## Begin PROVIDED DATA

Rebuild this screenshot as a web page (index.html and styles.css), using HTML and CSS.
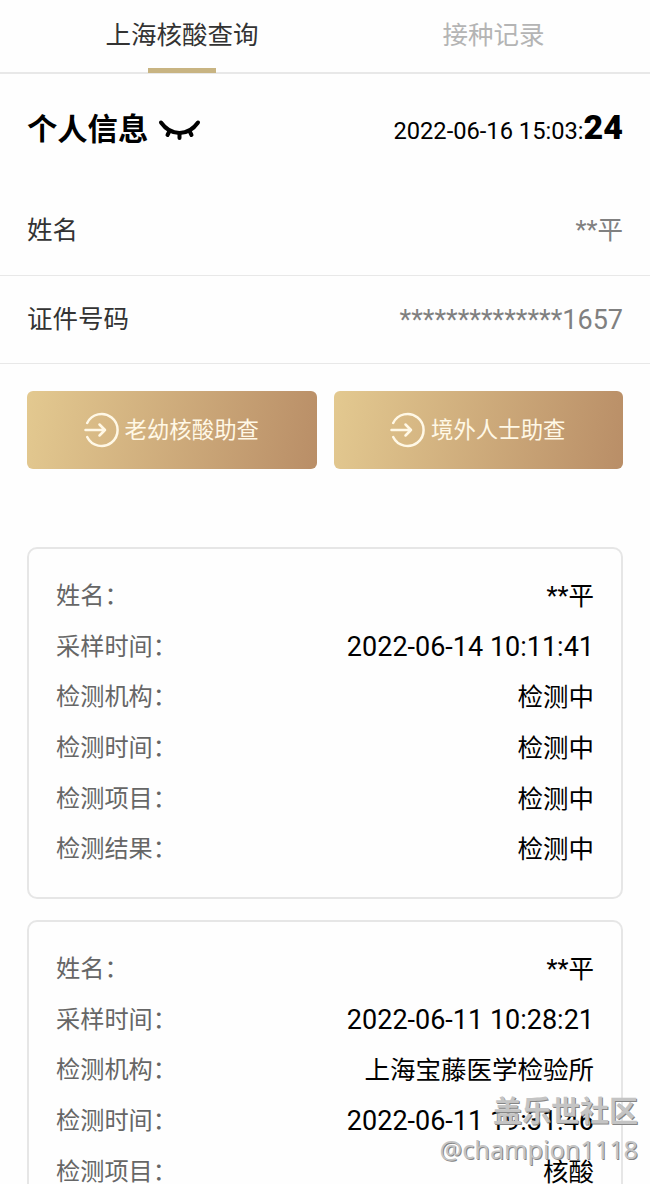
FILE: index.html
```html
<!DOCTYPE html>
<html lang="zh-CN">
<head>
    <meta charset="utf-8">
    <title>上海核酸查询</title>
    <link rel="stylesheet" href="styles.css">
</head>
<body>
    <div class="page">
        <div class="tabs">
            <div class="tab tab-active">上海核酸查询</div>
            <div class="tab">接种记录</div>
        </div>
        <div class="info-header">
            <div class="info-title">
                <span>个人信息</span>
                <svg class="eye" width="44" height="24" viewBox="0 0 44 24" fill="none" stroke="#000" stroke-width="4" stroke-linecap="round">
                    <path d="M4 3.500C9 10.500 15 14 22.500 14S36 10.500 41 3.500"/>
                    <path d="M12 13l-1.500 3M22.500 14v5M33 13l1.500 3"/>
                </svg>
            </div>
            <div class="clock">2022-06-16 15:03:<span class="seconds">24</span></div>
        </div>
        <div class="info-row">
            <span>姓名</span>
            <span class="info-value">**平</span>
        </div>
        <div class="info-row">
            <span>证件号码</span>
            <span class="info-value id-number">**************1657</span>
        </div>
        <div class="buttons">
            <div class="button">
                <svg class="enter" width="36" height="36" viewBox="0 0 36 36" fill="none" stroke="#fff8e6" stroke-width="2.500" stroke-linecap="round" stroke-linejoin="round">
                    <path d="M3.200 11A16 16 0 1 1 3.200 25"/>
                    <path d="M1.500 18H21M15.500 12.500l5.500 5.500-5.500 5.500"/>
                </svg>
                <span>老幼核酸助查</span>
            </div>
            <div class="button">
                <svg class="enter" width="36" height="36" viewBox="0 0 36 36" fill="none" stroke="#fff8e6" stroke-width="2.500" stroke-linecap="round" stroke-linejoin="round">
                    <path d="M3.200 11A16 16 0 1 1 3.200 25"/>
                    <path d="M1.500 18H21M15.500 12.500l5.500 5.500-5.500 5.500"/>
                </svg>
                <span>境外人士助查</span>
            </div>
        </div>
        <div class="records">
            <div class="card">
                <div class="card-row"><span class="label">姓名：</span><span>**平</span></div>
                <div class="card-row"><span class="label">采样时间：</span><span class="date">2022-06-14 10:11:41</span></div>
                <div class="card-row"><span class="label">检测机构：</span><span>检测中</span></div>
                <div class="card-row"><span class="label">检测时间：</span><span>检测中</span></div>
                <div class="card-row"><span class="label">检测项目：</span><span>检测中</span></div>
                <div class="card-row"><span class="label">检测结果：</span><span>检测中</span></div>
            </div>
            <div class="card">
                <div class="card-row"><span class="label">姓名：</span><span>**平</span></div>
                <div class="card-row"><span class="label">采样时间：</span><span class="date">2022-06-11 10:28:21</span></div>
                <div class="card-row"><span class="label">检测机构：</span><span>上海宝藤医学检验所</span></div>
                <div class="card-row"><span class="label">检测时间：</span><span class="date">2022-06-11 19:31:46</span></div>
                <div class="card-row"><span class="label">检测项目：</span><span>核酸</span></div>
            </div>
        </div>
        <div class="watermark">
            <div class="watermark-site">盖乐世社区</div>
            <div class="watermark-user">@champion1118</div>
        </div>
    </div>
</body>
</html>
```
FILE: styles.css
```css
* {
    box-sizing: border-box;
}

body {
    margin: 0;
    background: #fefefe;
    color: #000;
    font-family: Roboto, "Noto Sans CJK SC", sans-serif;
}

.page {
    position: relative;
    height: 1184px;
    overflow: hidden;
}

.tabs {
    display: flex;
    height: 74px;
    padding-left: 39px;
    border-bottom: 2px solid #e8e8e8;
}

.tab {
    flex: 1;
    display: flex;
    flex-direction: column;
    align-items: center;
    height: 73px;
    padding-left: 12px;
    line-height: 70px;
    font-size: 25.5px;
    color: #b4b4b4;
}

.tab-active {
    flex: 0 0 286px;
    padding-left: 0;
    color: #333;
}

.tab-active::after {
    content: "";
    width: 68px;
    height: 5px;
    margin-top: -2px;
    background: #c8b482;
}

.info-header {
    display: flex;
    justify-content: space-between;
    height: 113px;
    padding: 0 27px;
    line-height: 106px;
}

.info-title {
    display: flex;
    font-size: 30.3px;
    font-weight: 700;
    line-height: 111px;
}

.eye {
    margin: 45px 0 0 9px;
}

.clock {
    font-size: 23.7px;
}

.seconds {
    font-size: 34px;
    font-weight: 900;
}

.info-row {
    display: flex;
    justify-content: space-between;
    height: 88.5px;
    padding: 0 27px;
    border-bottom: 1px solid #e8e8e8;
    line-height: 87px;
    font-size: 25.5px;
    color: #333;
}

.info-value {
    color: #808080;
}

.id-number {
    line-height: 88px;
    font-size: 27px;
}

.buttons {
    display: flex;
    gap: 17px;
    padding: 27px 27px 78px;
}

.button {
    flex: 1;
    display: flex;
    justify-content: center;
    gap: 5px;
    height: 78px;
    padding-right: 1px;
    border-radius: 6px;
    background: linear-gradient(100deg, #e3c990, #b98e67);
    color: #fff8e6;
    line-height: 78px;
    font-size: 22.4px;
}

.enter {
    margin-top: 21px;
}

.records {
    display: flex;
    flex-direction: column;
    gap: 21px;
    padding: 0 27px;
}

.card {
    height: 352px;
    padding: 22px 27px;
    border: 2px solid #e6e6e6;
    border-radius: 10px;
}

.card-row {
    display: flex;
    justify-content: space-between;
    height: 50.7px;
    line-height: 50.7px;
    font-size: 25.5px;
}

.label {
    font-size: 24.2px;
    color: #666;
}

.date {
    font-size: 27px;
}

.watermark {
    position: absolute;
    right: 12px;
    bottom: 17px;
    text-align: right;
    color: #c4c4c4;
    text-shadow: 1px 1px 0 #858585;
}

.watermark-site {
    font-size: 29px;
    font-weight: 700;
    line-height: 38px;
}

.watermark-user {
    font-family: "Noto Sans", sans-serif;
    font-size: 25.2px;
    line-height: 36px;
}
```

## End PROVIDED DATA

• _AIM_
Go through the listing above and list every line that has the word "styles".

• _EXERCISE ANSWER_
Rebuild this screenshot as a web page (index.html and styles.css), using HTML and CSS.
    <link rel="stylesheet" href="styles.css">
FILE: styles.css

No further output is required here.